Task goal »
List each line of the data in which the string "html" appears.

--- Begin Information shown ---

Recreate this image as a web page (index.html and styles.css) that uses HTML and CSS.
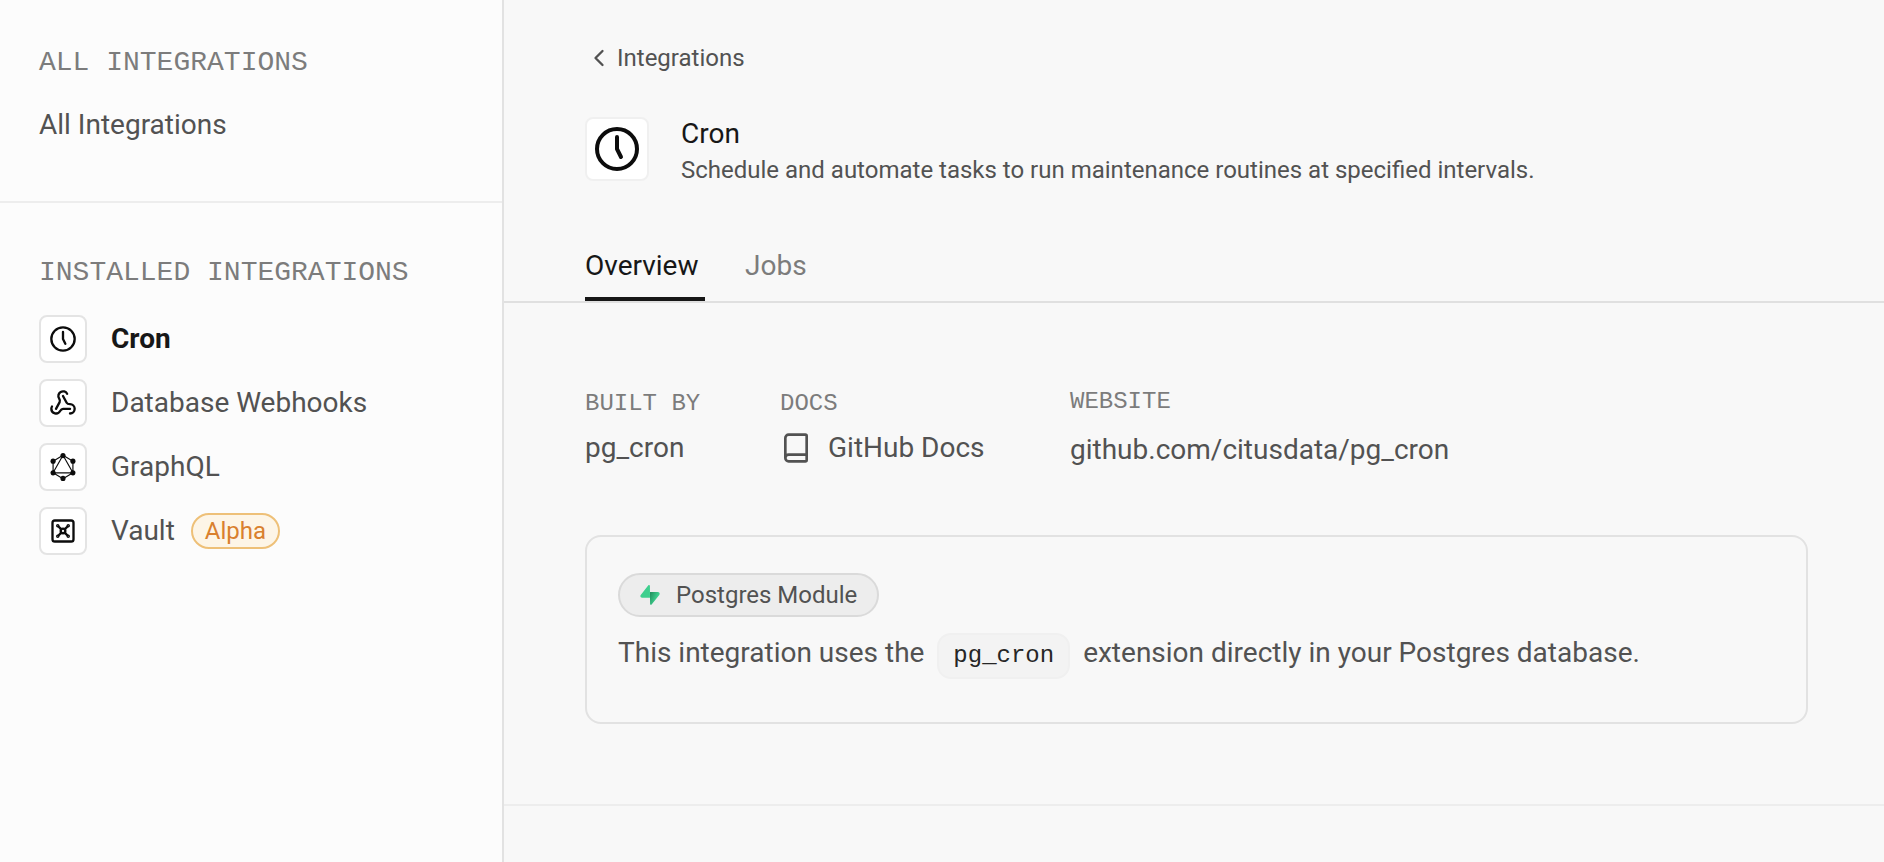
FILE: index.html
```
<!DOCTYPE html>
<html lang="en">
<head>
<meta charset="utf-8">
<title>Cron | Integrations</title>
<link rel="stylesheet" href="styles.css">
</head>
<body>
<div class="layout">
  <aside class="sidebar">
    <nav class="side-section" aria-labelledby="all-heading">
      <h2 class="side-heading" id="all-heading">ALL INTEGRATIONS</h2>
      <a class="side-link" href="#all">All Integrations</a>
    </nav>
    <nav class="side-section side-section-installed" aria-labelledby="installed-heading">
      <h2 class="side-heading" id="installed-heading">INSTALLED INTEGRATIONS</h2>
      <ul class="side-list">
        <li>
          <a class="side-link active" href="#cron" aria-current="page">
            <span class="tile"><svg class="icon" viewBox="0 0 24 24" aria-hidden="true"><circle cx="12" cy="12" r="10"/><path d="M12 6v6l2 4"/></svg></span>
            Cron
          </a>
        </li>
        <li>
          <a class="side-link" href="#webhooks">
            <span class="tile"><svg class="icon" viewBox="0 0 24 24" aria-hidden="true"><path d="M18 16.98h-5.99c-1.1 0-1.95.94-2.48 1.9A4 4 0 0 1 2 17c.01-.7.2-1.4.57-2"/><path d="m6 17 3.13-5.78c.53-.97.1-2.18-.5-3.1a4 4 0 1 1 6.89-4.06"/><path d="m12 6 3.13 5.73C15.66 12.7 16.9 13 18 13a4 4 0 0 1 0 8"/></svg></span>
            Database Webhooks
          </a>
        </li>
        <li>
          <a class="side-link" href="#graphql">
            <span class="tile"><svg class="icon icon-graph" viewBox="0 0 24 24" aria-hidden="true"><path d="M12 2l8.5 5v10L12 22l-8.5-5V7zM12 2l8.5 15h-17z"/><g class="dots"><circle cx="12" cy="2.2" r="2.2"/><circle cx="20.5" cy="7" r="2.2"/><circle cx="20.5" cy="17" r="2.2"/><circle cx="12" cy="21.8" r="2.2"/><circle cx="3.5" cy="17" r="2.2"/><circle cx="3.5" cy="7" r="2.2"/></g></svg></span>
            GraphQL
          </a>
        </li>
        <li>
          <a class="side-link" href="#vault">
            <span class="tile"><svg class="icon" viewBox="0 0 24 24" aria-hidden="true"><rect x="3" y="3" width="18" height="18" rx="2"/><circle cx="7.5" cy="7.5" r=".5"/><path d="m7.9 7.9 2.7 2.7"/><circle cx="16.5" cy="7.5" r=".5"/><path d="m13.4 10.6 2.7-2.7"/><circle cx="7.5" cy="16.5" r=".5"/><path d="m7.9 16.1 2.7-2.7"/><circle cx="16.5" cy="16.5" r=".5"/><path d="m13.4 13.4 2.7 2.7"/><circle cx="12" cy="12" r="2"/></svg></span>
            Vault
            <span class="badge">Alpha</span>
          </a>
        </li>
      </ul>
    </nav>
  </aside>

  <main class="main">
    <header class="page-top">
      <a class="back" href="#integrations">
        <svg class="icon" viewBox="0 0 24 24" aria-hidden="true"><path d="m15 18-6-6 6-6"/></svg>
        Integrations
      </a>
      <div class="title-row">
        <span class="tile tile-large"><svg class="icon" viewBox="0 0 24 24" aria-hidden="true"><circle cx="12" cy="12" r="10"/><path d="M12 6v6l2 4"/></svg></span>
        <div>
          <h1 class="title">Cron</h1>
          <p class="description">Schedule and automate tasks to run maintenance routines at specified intervals.</p>
        </div>
      </div>
    </header>

    <nav class="tabs" aria-label="Cron">
      <a class="tab selected" href="#overview" aria-current="page">Overview</a>
      <a class="tab" href="#jobs">Jobs</a>
    </nav>

    <section class="overview">
      <div class="meta">
        <div class="meta-item">
          <h3 class="meta-label">BUILT BY</h3>
          <span class="meta-value">pg_cron</span>
        </div>
        <div class="meta-item">
          <h3 class="meta-label">DOCS</h3>
          <a class="meta-value" href="#docs"><svg class="icon icon-book" viewBox="0 0 24 24" aria-hidden="true"><path d="M4 19.5v-15A2.5 2.5 0 0 1 6.5 2H19a1 1 0 0 1 1 1v18a1 1 0 0 1-1 1H6.5a1 1 0 0 1 0-5H20"/></svg>GitHub Docs</a>
        </div>
        <div class="meta-item meta-item-wide">
          <h3 class="meta-label">WEBSITE</h3>
          <a class="meta-value" href="#website">github.com/citusdata/pg_cron</a>
        </div>
      </div>

      <div class="card">
        <span class="pill">
          <svg class="bolt" viewBox="0 0 109 113" aria-hidden="true">
            <defs><linearGradient id="bolt-front" x1="54" y1="55" x2="94" y2="72" gradientUnits="userSpaceOnUse"><stop stop-color="#249361"/><stop offset="1" stop-color="#3ecf8e"/></linearGradient></defs>
            <path fill="url(#bolt-front)" d="M63.7 110.3C60.8 113.9 55.1 111.9 55 107.3L54 40H99.2C107.4 40 112 49.5 106.9 55.9L63.7 110.3Z"/>
            <path fill="#3ecf8e" d="M45.3 2.1C48.2-1.5 54 .4 54 5L54.5 72.3H9.8C1.6 72.3-2.9 62.8 2.2 56.4L45.3 2.1Z"/>
          </svg>
          Postgres Module
        </span>
        <p class="card-text">This integration uses the <code class="code">pg_cron</code> extension directly in your Postgres database.</p>
      </div>
    </section>
  </main>
</div>
</body>
</html>
```
FILE: styles.css
```
* {
  box-sizing: border-box;
}

body {
  margin: 0;
  background: #f8f8f8;
  color: #525252;
  font-family: Roboto, "Liberation Sans", sans-serif;
  font-size: 28px;
  line-height: 40px;
}

h1, h2, h3, p, ul {
  margin: 0;
  padding: 0;
  font-weight: 400;
}

a {
  color: inherit;
  text-decoration: none;
}

.layout {
  display: flex;
  min-height: 100vh;
}

.icon {
  flex: none;
  width: 28px;
  height: 28px;
  fill: none;
  stroke: currentColor;
  stroke-width: 2;
  stroke-linecap: round;
  stroke-linejoin: round;
}

.icon-graph {
  overflow: visible;
  stroke-width: 1;
}

.dots {
  fill: currentColor;
  stroke: none;
}

.icon-book {
  width: 32px;
  height: 32px;
}

/* Sidebar */

.sidebar {
  flex: 0 0 504px;
  border-right: 2px solid #e2e2e2;
  background: #fcfcfc;
}

.side-section {
  display: flex;
  flex-direction: column;
  gap: 24px;
  padding: 45px 39px 56px;
  border-bottom: 2px solid #ededed;
}

.side-section-installed {
  padding-top: 52px;
  border-bottom: 0;
}

.side-heading {
  color: #7c7c7c;
  font-family: "Liberation Mono", monospace;
  font-size: 28px;
  line-height: 36px;
}

.side-list {
  display: flex;
  flex-direction: column;
  gap: 16px;
  list-style: none;
}

.side-link {
  display: flex;
  align-items: center;
}

.side-link.active {
  color: #171717;
  font-weight: 700;
}

.tile {
  display: flex;
  flex: none;
  align-items: center;
  justify-content: center;
  width: 48px;
  height: 48px;
  margin-right: 24px;
  border: 2px solid #e4e4e4;
  border-radius: 8px;
  background: #fff;
  color: #0c0c0c;
}

.tile-large {
  width: 64px;
  height: 64px;
  margin-right: 32px;
  border-color: #f0f0f0;
}

.tile-large .icon {
  width: 48px;
  height: 48px;
}

.badge {
  margin-left: 16px;
  padding: 0 12px;
  border: 2px solid #eec078;
  border-radius: 18px;
  background: #fdf5e7;
  color: #d9802e;
  font-size: 24px;
  line-height: 32px;
}

/* Page header */

.main {
  flex: 1;
  min-width: 0;
}

.page-top {
  padding: 42px 76px 58px 81px;
}

.back {
  display: inline-flex;
  align-items: center;
  gap: 4px;
  font-size: 24px;
  line-height: 32px;
}

.title-row {
  display: flex;
  align-items: flex-start;
  margin-top: 34px;
}

.title {
  color: #171717;
  font-size: 28px;
  line-height: 34px;
}

.description {
  font-size: 24px;
  line-height: 38px;
}

.tabs {
  display: flex;
  gap: 40px;
  padding: 0 76px 0 81px;
  border-bottom: 2px solid #e0e0e0;
}

.tab {
  padding-bottom: 12px;
  border-bottom: 4px solid transparent;
  color: #7c7c7c;
  line-height: 38px;
}

.tab.selected {
  min-width: 120px;
  border-color: #171717;
  color: #171717;
}

/* Overview */

.overview {
  padding: 83px 76px 80px 81px;
  border-bottom: 2px solid #ededed;
}

.meta {
  display: grid;
  grid-template-columns: 115px 210px auto;
  align-items: center;
  justify-content: start;
  gap: 80px;
}

.meta-item {
  display: flex;
  flex-direction: column;
  gap: 8px;
}

.meta-item-wide {
  gap: 12px;
}

.meta-label {
  color: #7c7c7c;
  font-family: "Liberation Mono", monospace;
  font-size: 24px;
  line-height: 32px;
  white-space: nowrap;
}

.meta-value {
  display: flex;
  align-items: center;
  gap: 16px;
}

.card {
  display: flex;
  flex-direction: column;
  align-items: flex-start;
  gap: 12px;
  margin-top: 65px;
  padding: 36px 31px 43px;
  border: 2px solid #e2e2e2;
  border-radius: 16px;
}

.pill {
  display: flex;
  align-items: center;
  gap: 16px;
  padding: 0 20px;
  border: 2px solid #dadada;
  border-radius: 22px;
  background: #ededed;
  font-size: 24px;
  line-height: 40px;
}

.bolt {
  width: 20px;
  height: 20px;
}

.card-text {
  line-height: 48px;
}

.code {
  display: inline-block;
  margin: 0 6px;
  padding: 0 14px;
  border: 2px solid #f0f0f0;
  border-radius: 14px;
  background: #f3f3f3;
  color: #262626;
  font-family: "Liberation Mono", monospace;
  font-size: 24px;
  line-height: 42px;
}
```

--- End Information shown ---

Exercise solution »
Recreate this image as a web page (index.html and styles.css) that uses HTML and CSS.
FILE: index.html
<!DOCTYPE html>
<html lang="en">
</html>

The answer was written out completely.